Le recours quasi général au paiement par cash, la faible bancarisation de l’économie, le rôle (implicite) joué par les banques dans l’extension du phénomène et, par conséquent, la non traçabilité des fonds retirés, l’inapplication de la Loi contre la criminalité financière (alors que des cas avérés sont transmis à la justice), l’absence de volonté politique pour lutter contre le blanchiment de capitaux et le financement du terrorisme, entre autres, ont contribué à faire de notre pays une place propice aux pratiques financières criminelles.
La faible notation du Mali par rapport aux onze (11) indicateurs retenus par la CEDEAO pour évaluer le niveau d’opposition à ces pratiques, confirmée, entre autres, par la dissipation de 138 milliards F CFA (uniquement pour le dernier trimestre de 2020) à travers les Déclarations d’Opérations Suspectes, a failli valoir à notre pays la très peu enviable taxinomie de « pays voyou « .
Cette suprême sanction ne nous fut épargnée, de justesse, que par la délégation expresse de membres du gouvernement à Dakar, pour un plaidoyer ayant abouti à une suspension de peine. En attendant la prochaine évaluation. Qui, selon toute vraisemblance, pourrait être désastreuse. En raison de l’engoncement abyssal de notre pays dans les déviances financières et du temps forcément insuffisant pour les nombreuses, différentes et nécessaires rectifications devant être opérées en vue de se rapprocher de certaines normes.
Lourdes menaces sur l’économie
Les informations contenues dans cette chronique ne sont pas des révélations pour la majorité des Maliens. Elles sont un rappel destiné à garder une conscience vive des réalités de notre pays.
Alors que la fébrilité s’empare (déjà) des hommes politiques, qui invitent à la convergence des forces vives, à l’union sacrée autour des idéaux maliens, dont, eux, seraient (évidemment) les gourous, et que les militaires prennent de plus en plus goût au pouvoir, au point d’hypothéquer toutes les tentatives de démocratisation de la République, le terrorisme gagne inexorablement du terrain et fait planer de lourdes menaces sur notre économie, avec la complicité de nos gouvernants.
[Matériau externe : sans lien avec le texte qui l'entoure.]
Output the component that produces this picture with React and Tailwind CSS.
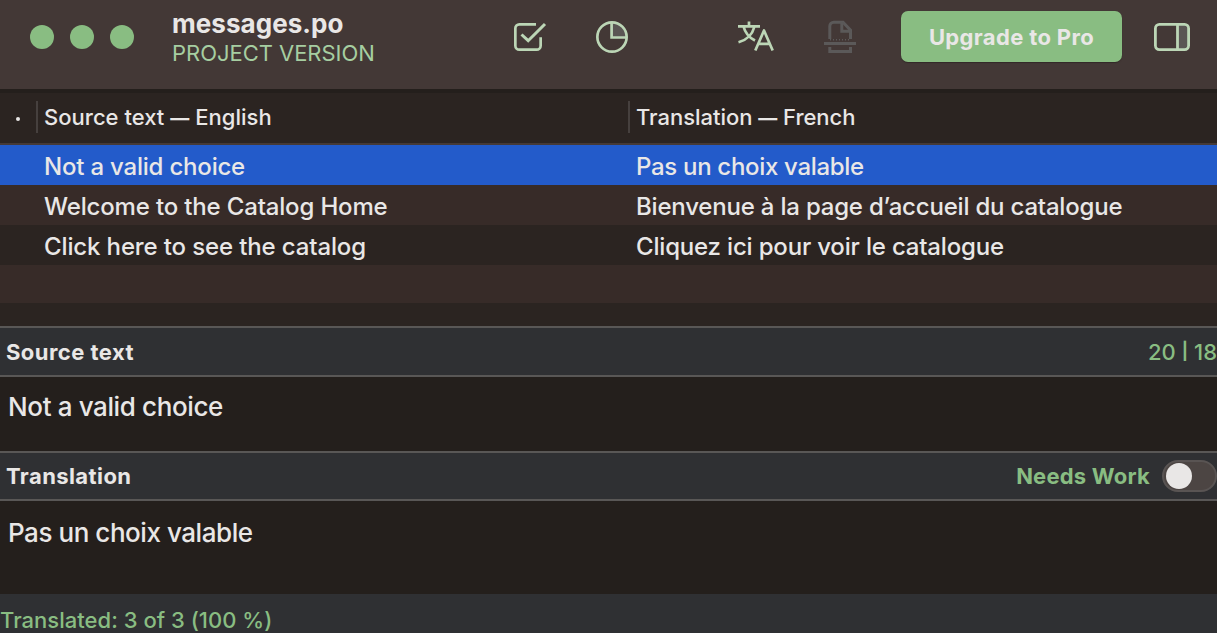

Les escamotages financiers, dénoncés et mis en exergue par Marimpa Samoura et son équipe, remontent certes assez loin mais ont surtout gagné en ampleur et en complexité au cours de la dernière décennie.
L’on pourrait gloser à souhait sur les faits, il reste irréfutable que l’emprise des jihado-terroristes s’est accentuée au cours des cinq dernières années, favorisée par l’invraisemblable gouvernance du régime défunt.
Manque de courage des dirigeants
Les millions distribués aux terroristes afin qu’ils autorisent et couvrent les déplacements de l’ex-président de la République, des anciens Premiers ministres et de certains ministres au Centre et au Nord ont contribué pour beaucoup à la consolidation du trésor de guerre des prêcheurs de la violence et de la barbarie.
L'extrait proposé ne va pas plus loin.